During Sunday’s hour, another example emerges in the form of Carol, connected through Morgan. Moments after having to kill Tobin (Jason Douglas), her former lover, Carol has just learned that another person she loves is missing: Henry, the staff-wielding boy from the Kingdom, who has had vengeance for his brother on the mind for weeks. In the middle of the latest episode, “Do Unto Others,” Henry tried to act on his bloodlust, only to find himself trapped in a prison surrounded by zombies. His next steps and exact fate remain unclear, though Carol is about to pound the pavement in search of the young boy.
The story between Carol and Henry mirrors the story between Carol and Sophia in some alarming ways. Let’s count them:
• In both cases, the young person in Carol’s life went missing.
• In both cases, this person went missing very soon after Carol lost either a spouse or lover: her abusive husband in the first context, and Tobin in the second.
• In both cases, Carol ended these men, whether it was brutally bashing in her husband’s not-yet-zombified brains, or putting down a monstrous Tobin before he could inflict further damage on anyone else.
• In both cases, the heat of an action-packed moment left children’s fates in doubt.
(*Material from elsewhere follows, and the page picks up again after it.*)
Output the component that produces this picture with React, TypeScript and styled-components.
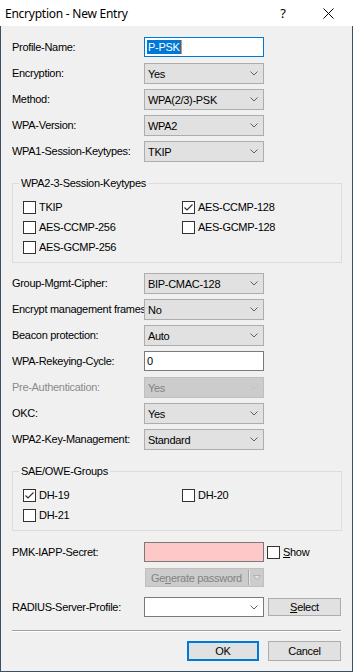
import React from "react";
import styled, { createGlobalStyle } from "styled-components";

const UI_FONT = `"Liberation Sans", Arial, sans-serif`;
const TITLE_FONT = `"Noto Sans", "Open Sans", sans-serif`;

const GlobalStyle = createGlobalStyle`
  html, body { margin: 0; padding: 0; background: #f0f0f0; }
  body { font-family: ${UI_FONT}; font-size: 11px; color: #000; letter-spacing: -0.3px; }
`;

const Window = styled.div`
  width: 353px;
  height: 672px;
  display: flex;
  flex-direction: column;
  box-sizing: border-box;
  overflow: hidden;
`;

const TitleBar = styled.div`
  height: 26px;
  flex: none;
  display: flex;
  align-items: center;
  background: #fff;
  padding-left: 5px;
  font-family: ${TITLE_FONT};
  font-size: 12px;
  color: #000;
`;

const TitleText = styled.div`
  flex: 1;
  letter-spacing: -0.25px;
`;

const TitleButton = styled.div<{ $w: number }>`
  width: ${(p) => p.$w}px;
  height: 26px;
  display: flex;
  align-items: center;
  justify-content: center;
  font-size: 13px;
`;

const Body = styled.div`
  flex: 1;
  display: flex;
  flex-direction: column;
  background: #f0f0f0;
  border: 1px solid #3f4f63;
  border-top: none;
  padding: 8px 10px 0 11px;
`;

const FieldRow = styled.div<{ $h?: number; $pt?: number; $mt?: number }>`
  display: flex;
  align-items: flex-start;
  box-sizing: border-box;
  height: ${(p) => p.$h ?? 26}px;
  padding-top: ${(p) => p.$pt ?? 3}px;
  margin-top: ${(p) => p.$mt ?? 0}px;
  flex: none;
`;

const Label = styled.div<{ $disabled?: boolean }>`
  width: 132px;
  flex: none;
  height: 21px;
  line-height: 21px;
  white-space: nowrap;
  overflow: hidden;
  color: ${(p) => (p.$disabled ? "#8a8a8a" : "#000")};
`;

type ComboVariant = "normal" | "disabled" | "white";

const comboColors: Record<ComboVariant, { bg: string; border: string; fg: string }> = {
  normal: { bg: "#e1e1e1", border: "#adadad", fg: "#000" },
  disabled: { bg: "#cccccc", border: "#bfbfbf", fg: "#838383" },
  white: { bg: "#ffffff", border: "#7a7a7a", fg: "#000" },
};

const Combo = styled.div<{ $variant: ComboVariant; $h?: number }>`
  width: 120px;
  height: ${(p) => p.$h ?? 21}px;
  box-sizing: border-box;
  display: flex;
  align-items: center;
  justify-content: space-between;
  padding: 0 5px 0 3px;
  background: ${(p) => comboColors[p.$variant].bg};
  border: 1px solid ${(p) => comboColors[p.$variant].border};
  color: ${(p) => comboColors[p.$variant].fg};
  white-space: nowrap;
  flex: none;
`;

const TextBox = styled.div<{ $focused?: boolean; $tint?: string }>`
  width: 120px;
  height: 20px;
  box-sizing: border-box;
  display: flex;
  align-items: center;
  padding-left: 2px;
  background: ${(p) => p.$tint ?? "#fff"};
  border: 1px solid ${(p) => (p.$focused ? "#0078d7" : "#7a7a7a")};
  flex: none;
`;

const Selection = styled.span`
  background: #0078d7;
  color: #fff;
  line-height: 14px;
  padding: 0 1px;
`;

const Caret = styled.span`
  display: inline-block;
  width: 1px;
  height: 14px;
  background: #ff8728;
`;

const GroupBox = styled.fieldset<{ $mt: number }>`
  margin: ${(p) => p.$mt}px 0 0 0;
  padding: 0;
  border: 1px solid #dcdcdc;
  flex: none;
  min-inline-size: 0;
`;

const Legend = styled.legend`
  margin-left: 6px;
  padding: 0 2px;
  font-size: 11px;
  line-height: 13px;
`;

const CheckGrid = styled.div`
  display: grid;
  grid-template-columns: 159px 1fr;
  grid-auto-rows: 20px;
  padding: 7px 0 5px 10px;
`;

const CheckItem = styled.label<{ $h?: number; $ml?: number }>`
  display: flex;
  align-items: center;
  gap: 3px;
  height: ${(p) => p.$h ?? 20}px;
  margin-left: ${(p) => p.$ml ?? 0}px;
  white-space: nowrap;
`;

const Box = styled.span`
  width: 13px;
  height: 13px;
  box-sizing: border-box;
  border: 1px solid #333;
  background: #fff;
  display: flex;
  align-items: center;
  justify-content: center;
  flex: none;
`;

const Mnemonic = styled.span`
  text-decoration: underline;
`;

const SplitButton = styled.div`
  width: 119px;
  height: 19px;
  margin-left: 1px;
  box-sizing: border-box;
  display: flex;
  align-items: center;
  background: #cccccc;
  border: 1px solid #bfbfbf;
  color: #838383;
  flex: none;
`;

const SplitLabel = styled.div`
  flex: 1;
  padding-left: 5px;
  white-space: nowrap;
`;

const SplitDivider = styled.div`
  width: 1px;
  height: 15px;
  background: #a8a8a8;
  border-right: 1px solid #e6e6e6;
`;

const SplitArrow = styled.div`
  width: 13px;
  display: flex;
  align-items: center;
  justify-content: center;
`;

const PushButton = styled.div<{ $default?: boolean; $w: number; $h?: number; $mt?: number }>`
  width: ${(p) => p.$w}px;
  height: ${(p) => p.$h ?? 20}px;
  margin-top: ${(p) => p.$mt ?? 0}px;
  box-sizing: border-box;
  display: flex;
  align-items: center;
  justify-content: center;
  background: #e1e1e1;
  border: ${(p) => (p.$default ? "2px solid #0078d7" : "1px solid #adadad")};
  flex: none;
`;

const Spacer = styled.div<{ $w: number }>`
  width: ${(p) => p.$w}px;
  flex: none;
`;

const Separator = styled.div`
  margin-top: 13px;
  margin-right: 1px;
  height: 0;
  border-top: 1px solid #a0a0a0;
  border-bottom: 1px solid #ffffff;
  flex: none;
`;

const ButtonBar = styled.div`
  display: flex;
  justify-content: flex-end;
  gap: 9px;
  margin-top: 9px;
  margin-right: 1px;
  flex: none;
`;

const Chevron = ({ color = "#606060" }: { color?: string }) => (
  <svg width="8" height="5" viewBox="0 0 8 5">
    <polyline points="0.5,0.5 4,4 7.5,0.5" fill="none" stroke={color} strokeWidth="1" />
  </svg>
);

const CheckMark = () => (
  <svg width="11" height="11" viewBox="0 0 11 11">
    <polyline points="1.5,5.5 4,8 9.5,2.5" fill="none" stroke="#333" strokeWidth="1.2" />
  </svg>
);

const CloseIcon = () => (
  <svg width="11" height="11" viewBox="0 0 11 11">
    <line x1="0.5" y1="0.5" x2="10.5" y2="10.5" stroke="#000" strokeWidth="1" />
    <line x1="10.5" y1="0.5" x2="0.5" y2="10.5" stroke="#000" strokeWidth="1" />
  </svg>
);

const DownTriangle = () => (
  <svg width="8" height="5" viewBox="0 0 8 5">
    <polygon points="0.5,0.5 7.5,0.5 4,4.5" fill="#e4e4e4" stroke="#a8a8a8" strokeWidth="0.8" />
  </svg>
);

const Check = ({ checked, children }: { checked?: boolean; children: React.ReactNode }) => (
  <CheckItem>
    <Box>{checked && <CheckMark />}</Box>
    <span>{children}</span>
  </CheckItem>
);

const ComboField = ({
  label,
  value,
  disabled,
  mt,
}: {
  label: string;
  value: string;
  disabled?: boolean;
  mt?: number;
}) => (
  <FieldRow $mt={mt}>
    <Label $disabled={disabled}>{label}</Label>
    <Combo $variant={disabled ? "disabled" : "normal"}>
      <span>{value}</span>
      <Chevron color={disabled ? "#bfbfbf" : "#606060"} />
    </Combo>
  </FieldRow>
);

export default function App() {
  return (
    <>
      <GlobalStyle />
      <Window>
        <TitleBar>
          <TitleText>Encryption - New Entry</TitleText>
          <TitleButton $w={40}>?</TitleButton>
          <TitleButton $w={50}>
            <CloseIcon />
          </TitleButton>
        </TitleBar>
        <Body>
          <FieldRow>
            <Label>Profile-Name:</Label>
            <TextBox $focused>
              <Selection>P-PSK</Selection>
              <Caret />
            </TextBox>
          </FieldRow>
          <ComboField label="Encryption:" value="Yes" />
          <ComboField label="Method:" value="WPA(2/3)-PSK" />
          <ComboField label="WPA-Version:" value="WPA2" />
          <ComboField label="WPA1-Session-Keytypes:" value="TKIP" />

          <GroupBox $mt={13}>
            <Legend>WPA2-3-Session-Keytypes</Legend>
            <CheckGrid>
              <Check>TKIP</Check>
              <Check checked>AES-CCMP-128</Check>
              <Check>AES-CCMP-256</Check>
              <Check>AES-GCMP-128</Check>
              <Check>AES-GCMP-256</Check>
            </CheckGrid>
          </GroupBox>

          <ComboField label="Group-Mgmt-Cipher:" value="BIP-CMAC-128" mt={7} />
          <ComboField label="Encrypt management frames:" value="No" />
          <ComboField label="Beacon protection:" value="Auto" />
          <FieldRow>
            <Label>WPA-Rekeying-Cycle:</Label>
            <TextBox>0</TextBox>
          </FieldRow>
          <ComboField label="Pre-Authentication:" value="Yes" disabled />
          <ComboField label="OKC:" value="Yes" />
          <ComboField label="WPA2-Key-Management:" value="Standard" />

          <GroupBox $mt={13}>
            <Legend>SAE/OWE-Groups</Legend>
            <CheckGrid>
              <Check checked>DH-19</Check>
              <Check>DH-20</Check>
              <Check>DH-21</Check>
            </CheckGrid>
          </GroupBox>

          <FieldRow $mt={8}>
            <Label>PMK-IAPP-Secret:</Label>
            <TextBox $tint="#ffc8c8" />
            <CheckItem $ml={3}>
              <Box />
              <span>
                <Mnemonic>S</Mnemonic>how
              </span>
            </CheckItem>
          </FieldRow>
          <FieldRow $h={22}>
            <Spacer $w={132} />
            <SplitButton>
              <SplitLabel>
                Ge<Mnemonic>n</Mnemonic>erate password
              </SplitLabel>
              <SplitDivider />
              <SplitArrow>
                <DownTriangle />
              </SplitArrow>
            </SplitButton>
          </FieldRow>
          <FieldRow $pt={10} $h={30}>
            <Label>RADIUS-Server-Profile:</Label>
            <Combo $variant="white" $h={20}>
              <span />
              <Chevron />
            </Combo>
            <Spacer $w={4} />
            <PushButton $w={73} $h={18} $mt={1}>
              <span>
                <Mnemonic>S</Mnemonic>elect
              </span>
            </PushButton>
          </FieldRow>

          <Separator />
          <ButtonBar>
            <PushButton $default $w={72}>
              OK
            </PushButton>
            <PushButton $w={73}>Cancel</PushButton>
          </ButtonBar>
        </Body>
      </Window>
    </>
  );
}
• In both cases, the young child’s zombified remains may be no further than right around the corner, hiding in plain sight.
• And the kicker: in both cases, these children were played by someone named “Lintz.”
That’s right: it’s an easily forgotten fact that the actor who plays Henry on The Walking Dead is Macsen Lintz, the younger brother of Madison Lintz — aka the young performer who played Sophia, Carl’s daughter, once upon a time. On that level alone, history is very much repeating itself through Carol’s storyline, and it’s certainly not without reason: season eight is an homage to some of the earliest and most notable events in Walking Dead history by design.
“It really gave us an opportunity to show the audience how far we’ve come, to pay tribute to the cast, every single castmember who has been on the show from the beginning and every crewmember who has worked on the show, to go back to where it all started,” executive producer, special effects mastermind and frequent director Greg Nicotero previously told The Hollywood Reporter at the start of the season. “There are these iconic moments that drew the audience in and held their attention when we premiered on Halloween so many years ago [in 2010]. This was an opportunity to really thank the fans and give them something unique and special.”
That unique and special something swirling around Carol’s life sadly has a feeling about it that’s decidedly not unique: the sensation of once again losing a child to the chaotic whims of the apocalypse. Will Carol’s new Sophia parallel have a happier ending than the first go around? One certainly hopes so — but the fact that Morgan, who is also very connected to Henry, is about to leave the Walking Dead flagship in exchange for Fear the Walking Dead sadly suggests otherwise.